§ **Short problem**: Pick out the lines below that include the string "React".

# Data block start

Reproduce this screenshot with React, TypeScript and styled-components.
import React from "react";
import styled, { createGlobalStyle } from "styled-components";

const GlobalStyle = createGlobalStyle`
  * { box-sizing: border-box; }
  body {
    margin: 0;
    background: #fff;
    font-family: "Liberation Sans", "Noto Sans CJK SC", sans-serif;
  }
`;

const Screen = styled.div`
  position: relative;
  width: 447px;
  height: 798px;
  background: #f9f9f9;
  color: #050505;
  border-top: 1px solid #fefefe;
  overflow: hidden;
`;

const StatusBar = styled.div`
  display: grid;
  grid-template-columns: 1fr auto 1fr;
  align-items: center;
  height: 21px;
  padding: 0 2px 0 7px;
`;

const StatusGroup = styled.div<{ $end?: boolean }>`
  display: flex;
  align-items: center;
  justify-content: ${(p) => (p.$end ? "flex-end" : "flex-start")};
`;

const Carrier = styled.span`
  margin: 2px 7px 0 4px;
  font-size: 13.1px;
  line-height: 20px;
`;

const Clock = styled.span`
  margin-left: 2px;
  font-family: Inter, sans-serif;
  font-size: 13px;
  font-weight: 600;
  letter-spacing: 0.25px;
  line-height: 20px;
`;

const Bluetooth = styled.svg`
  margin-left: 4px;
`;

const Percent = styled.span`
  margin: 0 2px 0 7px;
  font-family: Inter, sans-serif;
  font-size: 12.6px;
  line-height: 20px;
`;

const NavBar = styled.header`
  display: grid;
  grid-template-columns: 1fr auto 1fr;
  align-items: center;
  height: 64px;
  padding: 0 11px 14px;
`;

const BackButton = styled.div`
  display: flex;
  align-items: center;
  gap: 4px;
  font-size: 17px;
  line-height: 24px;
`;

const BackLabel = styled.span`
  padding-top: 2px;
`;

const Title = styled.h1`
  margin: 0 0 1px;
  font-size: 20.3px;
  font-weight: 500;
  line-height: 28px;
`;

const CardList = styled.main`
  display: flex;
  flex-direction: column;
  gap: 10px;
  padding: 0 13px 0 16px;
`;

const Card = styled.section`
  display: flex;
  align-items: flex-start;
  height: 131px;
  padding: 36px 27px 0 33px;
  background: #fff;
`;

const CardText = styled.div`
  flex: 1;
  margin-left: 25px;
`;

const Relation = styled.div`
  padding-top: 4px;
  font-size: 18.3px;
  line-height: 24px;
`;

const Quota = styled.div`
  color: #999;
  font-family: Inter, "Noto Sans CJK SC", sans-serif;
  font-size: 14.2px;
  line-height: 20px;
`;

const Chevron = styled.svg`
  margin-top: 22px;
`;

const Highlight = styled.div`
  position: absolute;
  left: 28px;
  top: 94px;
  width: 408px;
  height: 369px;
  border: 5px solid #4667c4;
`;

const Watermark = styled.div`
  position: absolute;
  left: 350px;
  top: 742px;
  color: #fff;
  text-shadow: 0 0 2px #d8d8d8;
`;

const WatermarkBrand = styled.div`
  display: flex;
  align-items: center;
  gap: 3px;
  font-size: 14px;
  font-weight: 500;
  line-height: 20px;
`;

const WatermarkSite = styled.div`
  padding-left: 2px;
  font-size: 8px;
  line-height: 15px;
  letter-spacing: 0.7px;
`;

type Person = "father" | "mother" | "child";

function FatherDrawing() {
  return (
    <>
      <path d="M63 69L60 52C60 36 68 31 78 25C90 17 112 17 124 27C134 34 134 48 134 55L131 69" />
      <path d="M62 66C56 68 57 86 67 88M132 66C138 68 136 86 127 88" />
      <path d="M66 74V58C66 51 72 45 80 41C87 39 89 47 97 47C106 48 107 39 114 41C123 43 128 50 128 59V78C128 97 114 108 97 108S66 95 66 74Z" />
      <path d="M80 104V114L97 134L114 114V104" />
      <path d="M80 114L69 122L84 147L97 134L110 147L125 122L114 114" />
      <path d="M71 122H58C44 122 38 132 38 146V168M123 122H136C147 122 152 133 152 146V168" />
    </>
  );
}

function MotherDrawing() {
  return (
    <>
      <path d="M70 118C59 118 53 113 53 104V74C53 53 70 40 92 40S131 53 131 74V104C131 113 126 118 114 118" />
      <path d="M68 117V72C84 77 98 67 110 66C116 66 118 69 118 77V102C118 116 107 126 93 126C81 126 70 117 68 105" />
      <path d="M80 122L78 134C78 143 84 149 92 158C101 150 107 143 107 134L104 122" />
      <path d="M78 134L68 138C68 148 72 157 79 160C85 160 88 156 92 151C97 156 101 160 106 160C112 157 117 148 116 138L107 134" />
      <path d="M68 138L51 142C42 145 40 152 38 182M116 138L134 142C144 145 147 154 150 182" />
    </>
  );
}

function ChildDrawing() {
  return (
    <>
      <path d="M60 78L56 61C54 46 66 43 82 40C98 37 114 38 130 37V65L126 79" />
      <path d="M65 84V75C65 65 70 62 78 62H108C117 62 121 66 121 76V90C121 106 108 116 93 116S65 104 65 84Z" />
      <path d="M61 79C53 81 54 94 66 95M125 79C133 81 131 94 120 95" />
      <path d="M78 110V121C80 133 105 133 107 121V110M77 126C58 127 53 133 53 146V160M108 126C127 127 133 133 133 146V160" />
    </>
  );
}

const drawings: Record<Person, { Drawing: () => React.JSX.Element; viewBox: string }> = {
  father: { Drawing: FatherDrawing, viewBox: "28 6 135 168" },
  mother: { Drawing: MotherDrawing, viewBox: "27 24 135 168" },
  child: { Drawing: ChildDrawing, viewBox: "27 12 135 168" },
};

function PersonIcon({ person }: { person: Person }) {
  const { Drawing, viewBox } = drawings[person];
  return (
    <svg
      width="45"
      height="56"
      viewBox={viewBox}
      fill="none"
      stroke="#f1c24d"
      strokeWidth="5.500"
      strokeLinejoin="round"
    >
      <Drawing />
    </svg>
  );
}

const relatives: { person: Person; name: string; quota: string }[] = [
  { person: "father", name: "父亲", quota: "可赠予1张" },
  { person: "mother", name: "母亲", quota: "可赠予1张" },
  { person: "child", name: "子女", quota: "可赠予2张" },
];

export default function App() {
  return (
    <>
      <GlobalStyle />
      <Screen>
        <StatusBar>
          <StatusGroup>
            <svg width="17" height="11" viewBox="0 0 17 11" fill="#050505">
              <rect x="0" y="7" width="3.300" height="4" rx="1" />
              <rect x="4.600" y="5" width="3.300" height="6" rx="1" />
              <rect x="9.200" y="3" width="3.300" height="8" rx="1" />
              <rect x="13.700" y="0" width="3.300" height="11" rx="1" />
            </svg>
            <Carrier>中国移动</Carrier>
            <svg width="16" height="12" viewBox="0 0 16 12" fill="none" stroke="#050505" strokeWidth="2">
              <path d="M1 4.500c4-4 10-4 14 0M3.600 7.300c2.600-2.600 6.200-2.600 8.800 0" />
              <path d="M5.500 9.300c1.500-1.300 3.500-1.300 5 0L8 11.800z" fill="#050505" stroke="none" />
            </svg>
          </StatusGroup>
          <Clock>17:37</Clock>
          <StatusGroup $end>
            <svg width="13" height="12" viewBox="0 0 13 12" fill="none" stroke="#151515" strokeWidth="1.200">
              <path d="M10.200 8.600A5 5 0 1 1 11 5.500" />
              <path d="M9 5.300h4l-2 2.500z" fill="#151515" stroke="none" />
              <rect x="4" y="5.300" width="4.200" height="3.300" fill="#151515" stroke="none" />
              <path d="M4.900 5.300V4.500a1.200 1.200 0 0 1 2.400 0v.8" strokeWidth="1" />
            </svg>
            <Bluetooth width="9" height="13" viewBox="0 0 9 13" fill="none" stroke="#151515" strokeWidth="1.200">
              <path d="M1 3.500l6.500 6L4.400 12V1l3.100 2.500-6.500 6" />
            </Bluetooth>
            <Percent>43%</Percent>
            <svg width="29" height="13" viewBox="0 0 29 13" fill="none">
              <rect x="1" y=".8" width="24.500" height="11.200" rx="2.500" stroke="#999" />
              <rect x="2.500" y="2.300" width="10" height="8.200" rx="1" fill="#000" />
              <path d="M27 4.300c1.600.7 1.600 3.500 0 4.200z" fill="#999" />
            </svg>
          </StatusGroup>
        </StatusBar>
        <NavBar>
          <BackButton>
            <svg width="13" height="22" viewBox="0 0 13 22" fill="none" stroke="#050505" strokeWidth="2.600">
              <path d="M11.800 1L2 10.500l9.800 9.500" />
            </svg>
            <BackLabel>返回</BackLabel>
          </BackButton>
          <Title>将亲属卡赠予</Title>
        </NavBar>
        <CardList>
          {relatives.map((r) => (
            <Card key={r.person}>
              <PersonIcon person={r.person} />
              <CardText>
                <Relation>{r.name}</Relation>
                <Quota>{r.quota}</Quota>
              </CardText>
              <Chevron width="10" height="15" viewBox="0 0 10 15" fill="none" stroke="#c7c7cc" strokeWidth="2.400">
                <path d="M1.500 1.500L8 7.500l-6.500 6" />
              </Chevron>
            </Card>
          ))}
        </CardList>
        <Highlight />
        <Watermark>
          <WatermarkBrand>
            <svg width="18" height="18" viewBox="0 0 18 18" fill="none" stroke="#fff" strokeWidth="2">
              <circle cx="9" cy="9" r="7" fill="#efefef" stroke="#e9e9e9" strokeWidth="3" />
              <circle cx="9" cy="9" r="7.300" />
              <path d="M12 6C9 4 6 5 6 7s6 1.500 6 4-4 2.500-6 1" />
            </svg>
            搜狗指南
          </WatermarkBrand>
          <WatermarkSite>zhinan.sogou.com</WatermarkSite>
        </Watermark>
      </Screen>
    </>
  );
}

# Data block end

§ **Expected output**:
Reproduce this screenshot with React, TypeScript and styled-components.
import React from "react";
const drawings: Record<Person, { Drawing: () => React.JSX.Element; viewBox: string }> = {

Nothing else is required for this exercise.